For many years, globalization and integration have helped raise growth rates and pull tens of millions of people out of poverty. Now, anti-globalization and economic fragmentation spearheaded by the US' "decoupling" or "de-risking" gambit is eating away at the fruitful results of globalization, which is leading to a divided world. The path to regaining robust growth looks increasingly rough and foggy, as the ropes that hold the countries together are becoming weaker and more breakable.

Protectionism, or closed-door isolationism, is a failed and outdated concept. Washington's efforts to levy high tariffs on Chinese goods, ban high-end chips export to China, or to impose investment restrictions on China's high-tech companies, are all protectionist acts which have torpedoed globalization and international free trade, causing severely disrupted supply chains, and an increasingly fragmented world. 

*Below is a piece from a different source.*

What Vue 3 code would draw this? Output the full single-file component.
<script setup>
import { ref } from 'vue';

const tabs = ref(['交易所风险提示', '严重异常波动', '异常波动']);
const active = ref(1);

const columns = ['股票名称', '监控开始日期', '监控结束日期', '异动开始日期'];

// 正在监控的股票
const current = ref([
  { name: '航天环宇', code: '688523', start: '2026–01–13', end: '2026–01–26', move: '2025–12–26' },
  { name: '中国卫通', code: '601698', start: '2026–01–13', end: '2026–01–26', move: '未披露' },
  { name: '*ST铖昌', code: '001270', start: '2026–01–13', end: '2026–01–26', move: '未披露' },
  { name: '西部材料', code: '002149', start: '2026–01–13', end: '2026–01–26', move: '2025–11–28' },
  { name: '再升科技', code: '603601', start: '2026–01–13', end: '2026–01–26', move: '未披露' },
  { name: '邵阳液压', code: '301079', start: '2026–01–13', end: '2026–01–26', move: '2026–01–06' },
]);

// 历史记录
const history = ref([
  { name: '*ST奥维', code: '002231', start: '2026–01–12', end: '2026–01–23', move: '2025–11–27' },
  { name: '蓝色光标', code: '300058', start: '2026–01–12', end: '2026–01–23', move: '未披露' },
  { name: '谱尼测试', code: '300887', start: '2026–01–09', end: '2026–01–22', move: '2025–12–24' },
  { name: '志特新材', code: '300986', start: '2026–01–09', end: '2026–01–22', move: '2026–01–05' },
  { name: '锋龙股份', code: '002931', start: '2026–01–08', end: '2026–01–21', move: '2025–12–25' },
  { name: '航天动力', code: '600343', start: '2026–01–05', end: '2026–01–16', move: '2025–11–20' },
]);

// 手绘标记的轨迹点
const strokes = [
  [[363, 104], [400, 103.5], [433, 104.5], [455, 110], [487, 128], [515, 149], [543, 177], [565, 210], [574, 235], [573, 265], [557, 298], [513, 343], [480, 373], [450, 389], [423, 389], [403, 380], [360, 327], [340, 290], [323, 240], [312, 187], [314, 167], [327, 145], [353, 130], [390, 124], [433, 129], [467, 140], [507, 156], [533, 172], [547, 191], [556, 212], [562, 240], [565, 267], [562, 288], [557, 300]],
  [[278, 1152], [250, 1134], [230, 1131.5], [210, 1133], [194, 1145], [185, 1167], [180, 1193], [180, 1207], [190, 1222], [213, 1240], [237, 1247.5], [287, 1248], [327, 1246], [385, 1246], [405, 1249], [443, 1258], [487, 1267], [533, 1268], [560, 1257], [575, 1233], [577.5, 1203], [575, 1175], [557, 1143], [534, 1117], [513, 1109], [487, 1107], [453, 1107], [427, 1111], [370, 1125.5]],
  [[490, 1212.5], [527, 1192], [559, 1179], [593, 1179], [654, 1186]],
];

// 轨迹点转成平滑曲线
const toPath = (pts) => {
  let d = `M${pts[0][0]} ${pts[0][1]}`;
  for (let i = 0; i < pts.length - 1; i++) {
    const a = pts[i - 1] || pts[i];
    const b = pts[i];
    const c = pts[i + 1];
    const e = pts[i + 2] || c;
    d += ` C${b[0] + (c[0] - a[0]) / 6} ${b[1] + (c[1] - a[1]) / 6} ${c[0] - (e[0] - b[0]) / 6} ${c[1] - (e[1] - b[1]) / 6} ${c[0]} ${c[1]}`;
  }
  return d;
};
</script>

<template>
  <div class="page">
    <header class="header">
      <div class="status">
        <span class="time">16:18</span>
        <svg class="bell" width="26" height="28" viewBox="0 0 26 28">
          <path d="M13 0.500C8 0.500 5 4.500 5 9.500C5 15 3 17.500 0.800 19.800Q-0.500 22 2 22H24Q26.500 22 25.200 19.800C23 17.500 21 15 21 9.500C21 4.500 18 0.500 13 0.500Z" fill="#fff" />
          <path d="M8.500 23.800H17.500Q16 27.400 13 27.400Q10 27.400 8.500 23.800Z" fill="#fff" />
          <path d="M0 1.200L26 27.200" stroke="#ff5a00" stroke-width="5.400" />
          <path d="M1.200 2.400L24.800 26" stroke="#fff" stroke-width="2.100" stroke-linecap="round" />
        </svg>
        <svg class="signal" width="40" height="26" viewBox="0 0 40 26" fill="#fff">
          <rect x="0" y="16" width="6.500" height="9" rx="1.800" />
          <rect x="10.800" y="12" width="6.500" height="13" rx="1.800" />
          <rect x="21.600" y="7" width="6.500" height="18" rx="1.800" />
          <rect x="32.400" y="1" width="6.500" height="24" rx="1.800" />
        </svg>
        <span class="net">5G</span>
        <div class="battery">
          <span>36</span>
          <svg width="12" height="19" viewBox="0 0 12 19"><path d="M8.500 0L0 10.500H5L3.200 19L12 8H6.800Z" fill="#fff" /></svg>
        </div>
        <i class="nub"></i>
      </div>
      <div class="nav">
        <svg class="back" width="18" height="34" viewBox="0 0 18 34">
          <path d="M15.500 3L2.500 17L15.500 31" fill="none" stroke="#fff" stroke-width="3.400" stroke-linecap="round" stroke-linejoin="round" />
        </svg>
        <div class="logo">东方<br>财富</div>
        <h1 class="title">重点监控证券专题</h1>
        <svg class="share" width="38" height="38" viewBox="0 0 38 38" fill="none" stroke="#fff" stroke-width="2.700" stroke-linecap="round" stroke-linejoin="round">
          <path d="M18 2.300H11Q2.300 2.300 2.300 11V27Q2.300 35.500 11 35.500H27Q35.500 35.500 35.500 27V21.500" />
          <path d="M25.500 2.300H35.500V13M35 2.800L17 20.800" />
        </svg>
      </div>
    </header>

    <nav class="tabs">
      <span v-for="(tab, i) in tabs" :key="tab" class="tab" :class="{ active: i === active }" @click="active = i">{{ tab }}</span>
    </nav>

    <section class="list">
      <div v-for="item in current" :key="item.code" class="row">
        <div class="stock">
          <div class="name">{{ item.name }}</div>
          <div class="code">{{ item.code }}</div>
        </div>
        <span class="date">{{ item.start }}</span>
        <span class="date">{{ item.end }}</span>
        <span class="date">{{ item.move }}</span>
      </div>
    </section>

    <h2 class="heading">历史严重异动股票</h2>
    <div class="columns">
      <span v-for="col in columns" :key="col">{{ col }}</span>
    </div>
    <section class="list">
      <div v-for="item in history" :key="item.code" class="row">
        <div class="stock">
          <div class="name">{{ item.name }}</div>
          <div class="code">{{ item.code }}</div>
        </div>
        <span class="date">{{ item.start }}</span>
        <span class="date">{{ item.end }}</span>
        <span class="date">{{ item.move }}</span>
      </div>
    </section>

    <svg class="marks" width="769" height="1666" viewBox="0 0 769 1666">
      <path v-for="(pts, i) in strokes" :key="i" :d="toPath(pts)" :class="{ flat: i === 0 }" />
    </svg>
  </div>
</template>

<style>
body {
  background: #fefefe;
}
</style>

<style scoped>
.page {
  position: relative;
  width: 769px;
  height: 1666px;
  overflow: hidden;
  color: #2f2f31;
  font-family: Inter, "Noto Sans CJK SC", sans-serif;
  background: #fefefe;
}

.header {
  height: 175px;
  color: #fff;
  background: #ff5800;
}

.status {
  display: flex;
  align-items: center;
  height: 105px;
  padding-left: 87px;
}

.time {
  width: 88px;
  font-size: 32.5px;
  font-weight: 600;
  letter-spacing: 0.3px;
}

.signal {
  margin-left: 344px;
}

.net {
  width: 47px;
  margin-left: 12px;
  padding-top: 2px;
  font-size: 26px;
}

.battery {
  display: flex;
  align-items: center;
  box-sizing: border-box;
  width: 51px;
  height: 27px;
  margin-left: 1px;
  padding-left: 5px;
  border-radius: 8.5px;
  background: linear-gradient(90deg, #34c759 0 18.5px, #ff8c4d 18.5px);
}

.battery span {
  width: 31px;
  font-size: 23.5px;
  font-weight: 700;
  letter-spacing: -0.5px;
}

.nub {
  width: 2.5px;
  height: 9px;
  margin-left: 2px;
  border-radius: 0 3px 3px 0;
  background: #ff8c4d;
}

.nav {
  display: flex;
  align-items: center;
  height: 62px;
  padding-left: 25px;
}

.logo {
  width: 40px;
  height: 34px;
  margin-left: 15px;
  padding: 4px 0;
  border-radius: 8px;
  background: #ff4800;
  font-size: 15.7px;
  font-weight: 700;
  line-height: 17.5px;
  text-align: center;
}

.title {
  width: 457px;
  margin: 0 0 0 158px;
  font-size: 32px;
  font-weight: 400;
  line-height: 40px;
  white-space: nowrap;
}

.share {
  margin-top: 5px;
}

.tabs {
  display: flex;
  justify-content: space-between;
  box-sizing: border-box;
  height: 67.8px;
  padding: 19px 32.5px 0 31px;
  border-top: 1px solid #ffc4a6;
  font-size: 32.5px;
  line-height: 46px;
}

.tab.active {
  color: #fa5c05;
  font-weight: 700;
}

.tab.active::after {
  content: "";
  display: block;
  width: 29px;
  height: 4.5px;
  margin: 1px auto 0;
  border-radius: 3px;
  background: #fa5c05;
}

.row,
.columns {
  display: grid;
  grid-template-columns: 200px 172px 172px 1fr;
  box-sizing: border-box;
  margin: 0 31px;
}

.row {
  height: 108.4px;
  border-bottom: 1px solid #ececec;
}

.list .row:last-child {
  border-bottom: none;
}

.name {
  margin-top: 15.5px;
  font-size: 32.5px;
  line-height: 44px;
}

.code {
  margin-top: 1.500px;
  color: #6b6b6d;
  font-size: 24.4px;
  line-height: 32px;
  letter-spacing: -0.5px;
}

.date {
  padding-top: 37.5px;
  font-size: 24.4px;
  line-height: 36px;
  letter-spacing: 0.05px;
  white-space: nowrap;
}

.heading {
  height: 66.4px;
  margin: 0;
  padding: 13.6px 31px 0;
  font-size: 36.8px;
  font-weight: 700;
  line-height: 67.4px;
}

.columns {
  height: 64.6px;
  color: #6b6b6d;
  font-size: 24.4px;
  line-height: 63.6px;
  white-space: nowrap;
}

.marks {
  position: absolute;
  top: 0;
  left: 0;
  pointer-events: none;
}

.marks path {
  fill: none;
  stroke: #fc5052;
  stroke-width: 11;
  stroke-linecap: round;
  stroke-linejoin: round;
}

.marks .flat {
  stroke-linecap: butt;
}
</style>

Blinded by their ideological bias against China, Biden administration officials have abandoned conventional economic theories by creating a narrative that globalization and efficiency "are not good" and should give way to "well-protected jobs at home" through "decoupling," which is categorically wrong. For centuries, the market has been left to decide how to deploy labor, technology and capital in the broad belief that efficiency and growth should override protectionism. But the US government, nervous about China's growing industrial competency, is turning its back on open markets, free trade and globalization. In essence, politicians in Washington fear they will lose out to China in free and unfettered competition.

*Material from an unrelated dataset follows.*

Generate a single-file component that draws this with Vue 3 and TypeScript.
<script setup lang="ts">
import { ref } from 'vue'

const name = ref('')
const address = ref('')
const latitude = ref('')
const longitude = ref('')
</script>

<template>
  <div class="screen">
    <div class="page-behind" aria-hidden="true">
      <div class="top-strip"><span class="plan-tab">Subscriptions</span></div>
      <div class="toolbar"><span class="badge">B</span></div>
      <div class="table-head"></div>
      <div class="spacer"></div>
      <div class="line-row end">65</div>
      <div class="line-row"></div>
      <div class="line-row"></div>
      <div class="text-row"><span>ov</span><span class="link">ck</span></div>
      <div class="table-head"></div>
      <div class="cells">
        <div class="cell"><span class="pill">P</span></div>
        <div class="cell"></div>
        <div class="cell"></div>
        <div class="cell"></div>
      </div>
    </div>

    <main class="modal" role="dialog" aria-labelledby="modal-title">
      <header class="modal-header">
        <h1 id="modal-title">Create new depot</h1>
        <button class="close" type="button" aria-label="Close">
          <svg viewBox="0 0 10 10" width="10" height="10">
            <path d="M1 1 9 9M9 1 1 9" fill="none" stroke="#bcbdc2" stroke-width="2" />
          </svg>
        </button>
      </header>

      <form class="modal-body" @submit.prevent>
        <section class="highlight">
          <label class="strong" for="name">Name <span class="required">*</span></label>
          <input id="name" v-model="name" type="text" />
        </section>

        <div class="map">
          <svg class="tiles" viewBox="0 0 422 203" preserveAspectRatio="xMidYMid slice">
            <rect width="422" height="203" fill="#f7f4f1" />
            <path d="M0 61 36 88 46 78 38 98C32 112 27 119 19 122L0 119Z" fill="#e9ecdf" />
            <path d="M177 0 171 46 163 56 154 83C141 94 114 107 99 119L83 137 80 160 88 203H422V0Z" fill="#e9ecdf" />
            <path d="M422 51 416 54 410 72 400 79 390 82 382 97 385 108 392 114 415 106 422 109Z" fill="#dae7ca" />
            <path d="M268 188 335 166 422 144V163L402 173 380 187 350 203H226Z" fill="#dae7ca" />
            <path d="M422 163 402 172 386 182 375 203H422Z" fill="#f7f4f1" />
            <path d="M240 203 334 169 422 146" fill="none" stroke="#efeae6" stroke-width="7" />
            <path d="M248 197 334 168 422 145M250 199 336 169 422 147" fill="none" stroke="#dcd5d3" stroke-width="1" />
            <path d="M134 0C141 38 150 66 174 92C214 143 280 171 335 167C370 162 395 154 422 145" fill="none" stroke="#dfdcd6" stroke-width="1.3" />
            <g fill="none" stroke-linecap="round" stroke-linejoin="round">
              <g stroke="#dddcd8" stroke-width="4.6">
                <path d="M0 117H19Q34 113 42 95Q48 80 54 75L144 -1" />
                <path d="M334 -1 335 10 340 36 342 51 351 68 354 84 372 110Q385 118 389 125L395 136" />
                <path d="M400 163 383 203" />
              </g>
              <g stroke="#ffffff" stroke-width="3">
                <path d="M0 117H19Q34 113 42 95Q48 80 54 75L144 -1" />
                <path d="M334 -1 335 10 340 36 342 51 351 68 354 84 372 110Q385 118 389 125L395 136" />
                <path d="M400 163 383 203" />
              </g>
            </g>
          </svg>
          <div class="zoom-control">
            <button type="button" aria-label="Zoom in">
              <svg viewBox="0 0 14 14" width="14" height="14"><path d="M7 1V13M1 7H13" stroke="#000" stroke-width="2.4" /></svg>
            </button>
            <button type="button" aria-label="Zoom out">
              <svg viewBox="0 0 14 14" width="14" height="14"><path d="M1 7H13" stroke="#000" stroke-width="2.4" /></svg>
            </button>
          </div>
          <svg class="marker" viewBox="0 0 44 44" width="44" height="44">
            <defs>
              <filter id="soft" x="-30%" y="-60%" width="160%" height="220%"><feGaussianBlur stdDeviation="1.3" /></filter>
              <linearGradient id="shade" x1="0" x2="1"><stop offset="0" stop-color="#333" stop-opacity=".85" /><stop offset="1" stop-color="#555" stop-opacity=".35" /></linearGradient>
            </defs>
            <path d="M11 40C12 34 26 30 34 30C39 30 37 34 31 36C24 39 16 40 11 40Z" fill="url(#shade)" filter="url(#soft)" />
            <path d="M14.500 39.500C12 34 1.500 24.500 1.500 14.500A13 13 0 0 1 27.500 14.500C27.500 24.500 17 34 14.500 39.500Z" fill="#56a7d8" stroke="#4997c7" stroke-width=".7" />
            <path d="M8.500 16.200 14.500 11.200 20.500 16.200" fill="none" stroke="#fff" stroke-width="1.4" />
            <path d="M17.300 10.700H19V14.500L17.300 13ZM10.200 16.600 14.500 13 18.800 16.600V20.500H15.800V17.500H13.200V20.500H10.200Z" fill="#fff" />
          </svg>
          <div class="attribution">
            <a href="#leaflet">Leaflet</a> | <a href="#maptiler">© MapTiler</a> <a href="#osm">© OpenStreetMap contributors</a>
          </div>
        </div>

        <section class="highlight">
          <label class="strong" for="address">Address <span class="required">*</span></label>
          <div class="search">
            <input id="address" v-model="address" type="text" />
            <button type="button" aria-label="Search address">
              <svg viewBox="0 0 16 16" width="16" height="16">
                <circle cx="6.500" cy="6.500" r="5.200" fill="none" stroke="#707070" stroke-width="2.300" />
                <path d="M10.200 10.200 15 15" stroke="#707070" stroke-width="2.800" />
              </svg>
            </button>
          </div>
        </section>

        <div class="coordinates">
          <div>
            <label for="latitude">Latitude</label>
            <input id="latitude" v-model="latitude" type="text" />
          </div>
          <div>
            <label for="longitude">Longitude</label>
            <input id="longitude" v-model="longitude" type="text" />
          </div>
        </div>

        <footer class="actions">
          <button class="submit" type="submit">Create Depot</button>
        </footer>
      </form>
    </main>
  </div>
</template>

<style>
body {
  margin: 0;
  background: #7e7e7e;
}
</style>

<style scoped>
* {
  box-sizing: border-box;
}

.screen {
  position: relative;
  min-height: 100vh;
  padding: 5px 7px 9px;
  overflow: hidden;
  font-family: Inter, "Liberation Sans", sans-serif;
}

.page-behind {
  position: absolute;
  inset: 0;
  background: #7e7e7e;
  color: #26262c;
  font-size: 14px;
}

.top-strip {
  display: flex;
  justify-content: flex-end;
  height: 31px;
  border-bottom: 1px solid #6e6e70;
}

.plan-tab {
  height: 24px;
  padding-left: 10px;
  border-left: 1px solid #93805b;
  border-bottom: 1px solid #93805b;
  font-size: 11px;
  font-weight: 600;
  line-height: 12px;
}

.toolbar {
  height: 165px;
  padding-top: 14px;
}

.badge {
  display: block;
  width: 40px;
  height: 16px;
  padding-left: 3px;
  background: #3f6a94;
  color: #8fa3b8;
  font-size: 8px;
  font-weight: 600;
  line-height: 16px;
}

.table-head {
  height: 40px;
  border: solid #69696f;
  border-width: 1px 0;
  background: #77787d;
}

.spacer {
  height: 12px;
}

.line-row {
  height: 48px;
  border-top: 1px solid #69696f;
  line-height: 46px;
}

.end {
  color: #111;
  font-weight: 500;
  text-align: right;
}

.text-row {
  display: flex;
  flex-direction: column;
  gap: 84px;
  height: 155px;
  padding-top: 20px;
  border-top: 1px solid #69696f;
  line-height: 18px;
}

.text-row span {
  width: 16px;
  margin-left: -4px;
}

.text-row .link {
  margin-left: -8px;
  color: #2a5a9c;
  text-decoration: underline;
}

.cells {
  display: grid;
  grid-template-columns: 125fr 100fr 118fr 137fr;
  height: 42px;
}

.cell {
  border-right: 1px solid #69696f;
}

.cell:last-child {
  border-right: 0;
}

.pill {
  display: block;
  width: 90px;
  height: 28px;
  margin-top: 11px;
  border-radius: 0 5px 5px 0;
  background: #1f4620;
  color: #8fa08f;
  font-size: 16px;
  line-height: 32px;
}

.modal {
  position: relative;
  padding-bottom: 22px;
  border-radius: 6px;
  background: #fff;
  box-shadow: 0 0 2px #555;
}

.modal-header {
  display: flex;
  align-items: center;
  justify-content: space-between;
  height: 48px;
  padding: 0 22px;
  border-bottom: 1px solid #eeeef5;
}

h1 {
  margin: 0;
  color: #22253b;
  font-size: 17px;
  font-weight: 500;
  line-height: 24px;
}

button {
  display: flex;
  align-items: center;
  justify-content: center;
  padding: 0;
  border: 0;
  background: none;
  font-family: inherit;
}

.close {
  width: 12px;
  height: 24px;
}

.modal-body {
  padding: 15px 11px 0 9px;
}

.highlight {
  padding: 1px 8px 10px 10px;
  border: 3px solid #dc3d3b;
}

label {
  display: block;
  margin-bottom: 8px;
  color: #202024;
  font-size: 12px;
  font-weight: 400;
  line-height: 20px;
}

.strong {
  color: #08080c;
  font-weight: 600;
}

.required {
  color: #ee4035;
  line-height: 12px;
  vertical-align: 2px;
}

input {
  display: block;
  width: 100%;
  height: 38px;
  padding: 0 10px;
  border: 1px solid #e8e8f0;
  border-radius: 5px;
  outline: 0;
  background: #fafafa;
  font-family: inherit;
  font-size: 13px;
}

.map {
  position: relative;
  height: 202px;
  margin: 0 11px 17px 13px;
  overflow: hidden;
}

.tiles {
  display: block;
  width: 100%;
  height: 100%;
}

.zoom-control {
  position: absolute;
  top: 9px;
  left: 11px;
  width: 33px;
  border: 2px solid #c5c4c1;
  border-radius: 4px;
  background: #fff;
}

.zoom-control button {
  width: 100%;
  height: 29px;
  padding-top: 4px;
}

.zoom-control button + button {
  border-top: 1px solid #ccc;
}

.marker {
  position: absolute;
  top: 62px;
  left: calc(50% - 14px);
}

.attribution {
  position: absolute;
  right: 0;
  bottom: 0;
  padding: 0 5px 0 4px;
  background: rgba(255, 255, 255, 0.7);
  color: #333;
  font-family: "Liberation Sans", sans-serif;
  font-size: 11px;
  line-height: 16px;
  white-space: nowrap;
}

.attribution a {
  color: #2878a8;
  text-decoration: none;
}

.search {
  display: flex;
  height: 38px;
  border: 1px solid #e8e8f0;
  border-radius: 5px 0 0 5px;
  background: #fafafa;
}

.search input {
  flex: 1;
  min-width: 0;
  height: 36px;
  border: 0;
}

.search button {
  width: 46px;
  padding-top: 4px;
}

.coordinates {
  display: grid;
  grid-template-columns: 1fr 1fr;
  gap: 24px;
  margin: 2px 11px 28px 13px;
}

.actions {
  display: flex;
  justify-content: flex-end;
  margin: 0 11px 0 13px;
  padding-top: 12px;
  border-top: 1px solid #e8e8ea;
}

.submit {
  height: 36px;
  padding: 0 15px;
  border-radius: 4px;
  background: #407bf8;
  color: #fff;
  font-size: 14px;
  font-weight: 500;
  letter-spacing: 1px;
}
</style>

The persisting inflation imperiling the developed economies in the past two years is the result of Biden administration's anti-globalization gambit, because trade and investment protectionism inevitably leads to lower efficiency and higher prices, which has been vindicated by the elevated inflation and economic downturns in the US, the UK, Germany, Japan, South Korea and other developed economies. If these countries refuse to change course and readjust their misaligned policies, more economic pain could be lurking around the corner.